Waveform for an $RS$ system with $m_0=30M_{\odot }$ and $C_0=0.17$. We show the real part of the 22-mode and its decomposition into amplitude and frequency. The black dashed lines indicate the start of the post-contact stage.

Figure 7

The same as Fig. 6, but for an $RBH$ system with $m_0=30M_{\odot }$ and $C_0=0.17$ ($C_0=0.2$) in blue (red). After contact, the collapse to a BH happens faster for more compact systems.

Figure 8

Real part of the 22-mode for an $NRS$ system with $m_0=30M_{\odot }$ and $C_0=0.17$.

Figure 9

Amplitude of the frequency-domain signal of the three types of ECO binaries, for different values of the initial compactness. The vertical dashed lines indicate the corresponding value of $2f_c$ for each $C_0$.

Figure 10

Lower panel: total and post-contact SNR in LISA as a function of the detector-frame mass, for the three types of ECO binaries.
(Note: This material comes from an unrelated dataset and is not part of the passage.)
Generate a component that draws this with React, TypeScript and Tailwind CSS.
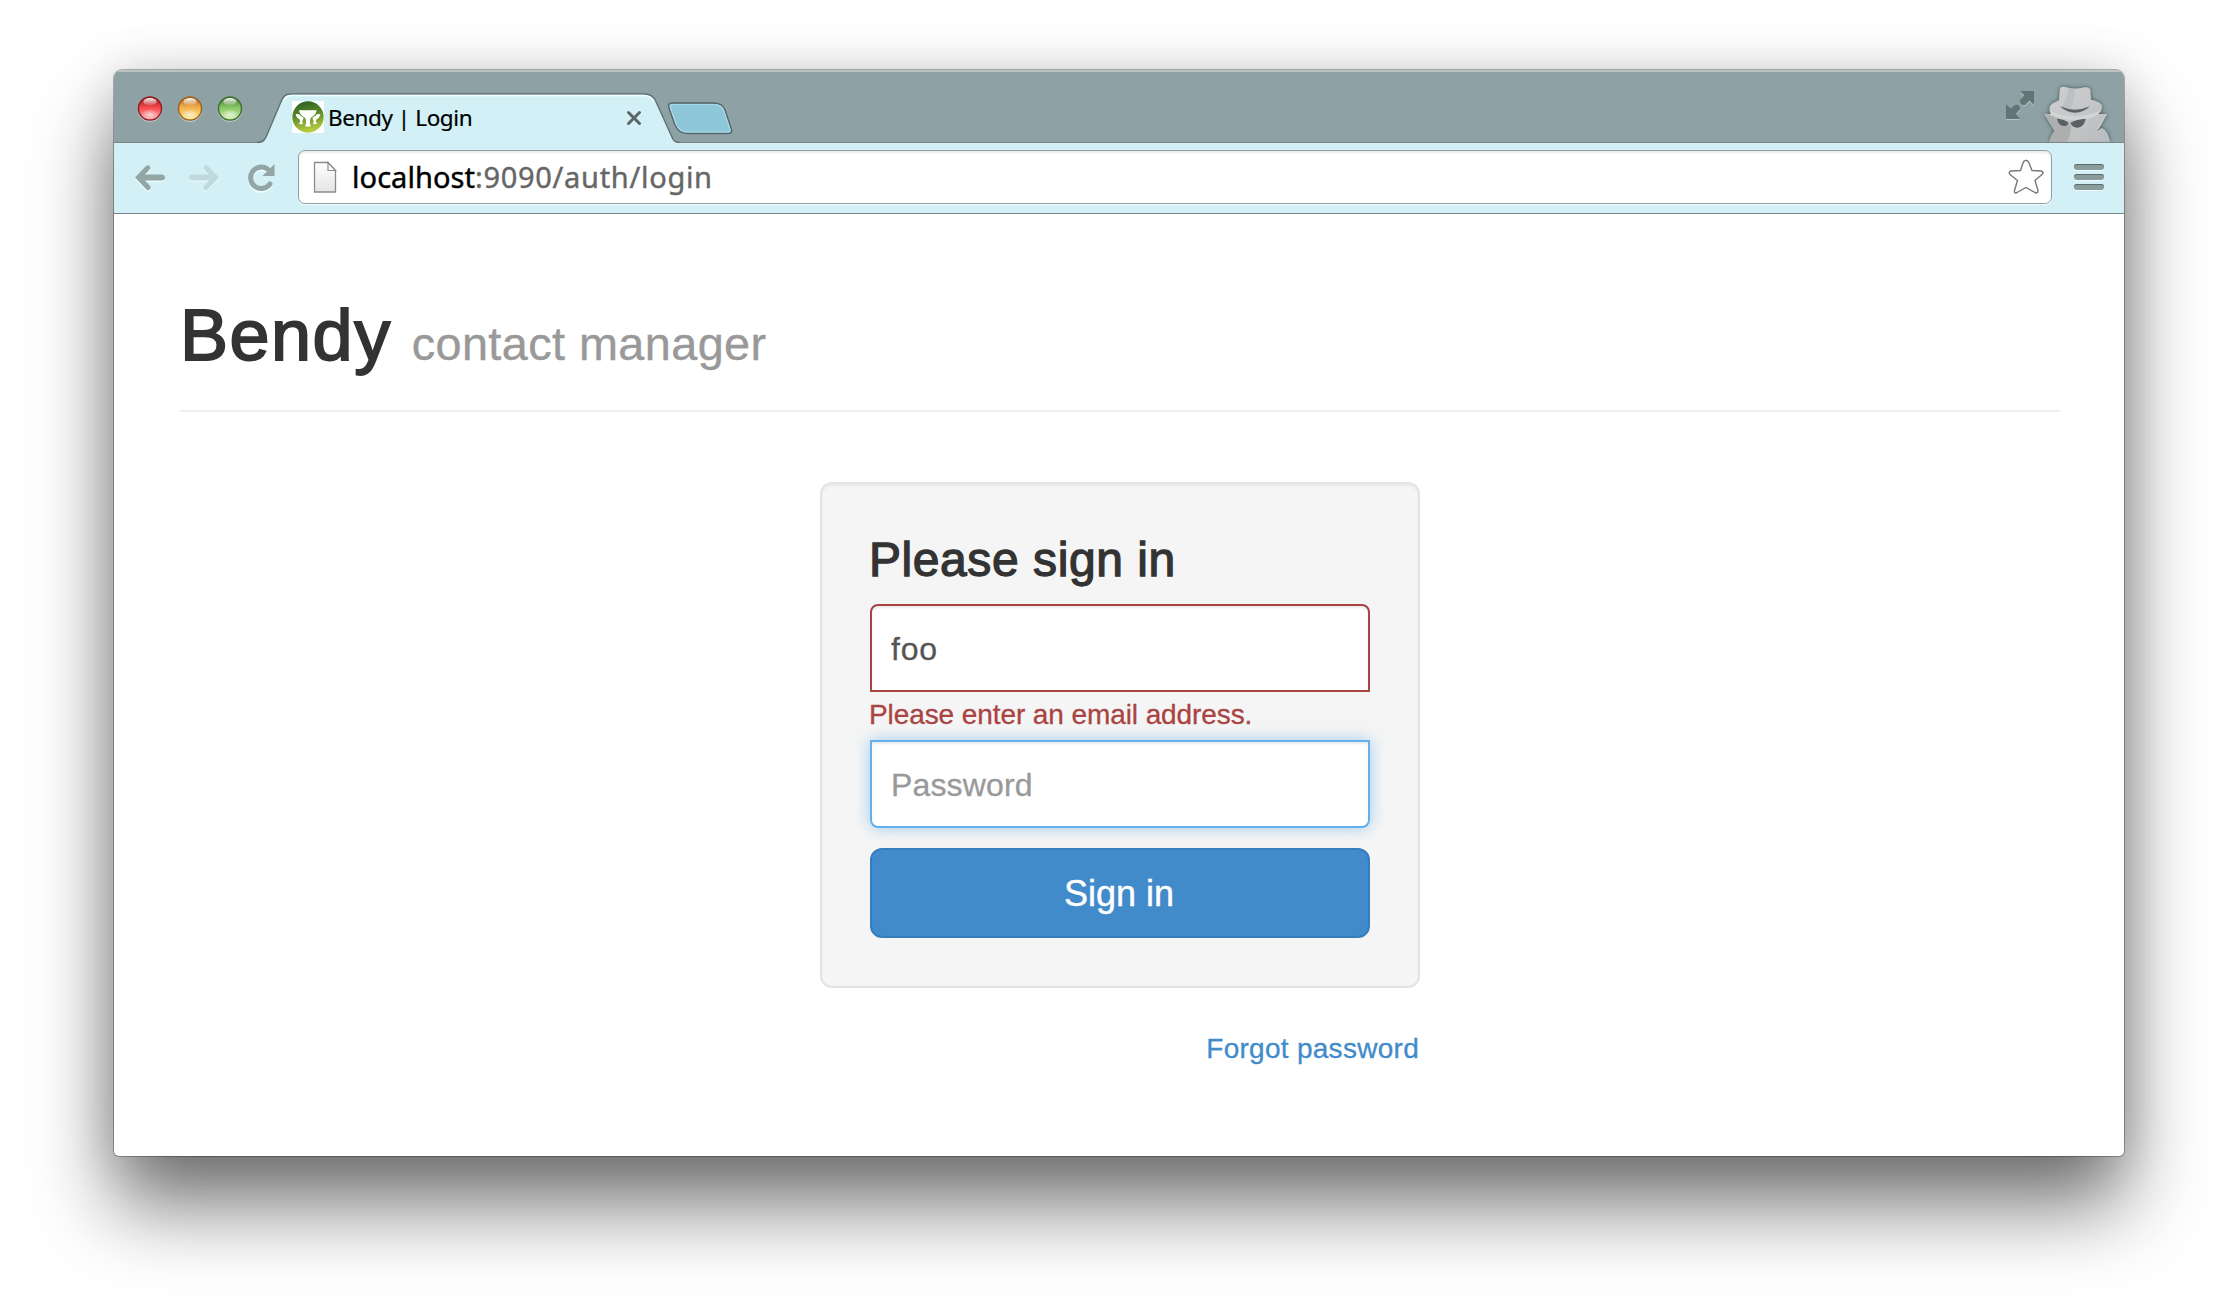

Lower panel: ratio of post-contact to total SNR. We take $C_0=0.17$ and place the sources at $z=10$. As the total mass increases, LISA becomes more sensitive to the post-contact stage and less sensitive to the inspiral, and thence $r_{\mathrm{pc}}$ approaches unity.

Figure 11

Maximum redshift up to which we could observe and potentially distinguish different types of ECO binaries from BBHs, as a function of the total mass in the source frame. The threshold for observation and distinguishability is set at a total SNR of 8 and at a post-contact SNR of 4, respectively. The maximum redshift typically increases with $C_0$ and, among ECO binaries, is largest for $NRS$ systems.

Figure 12

FF as a function of the total mass in the detector frame, for the different types of ECO binaries (one on each panel) and different values of $C_0$ (distinguished by the color) in aLIGO (full lines) and ET (dashed lines). Up to 60% of the SNR could be lost if ECO binaries are detected with BBH templates, potentially jeopardizing detection of weaker signals.

Figure 13

Evolution of the distance of the cores to the center of mass (half the distance between the cores) and the orbital angular velocity for an $RBH$ (upper panel) and an $RS$ (lower panel) system.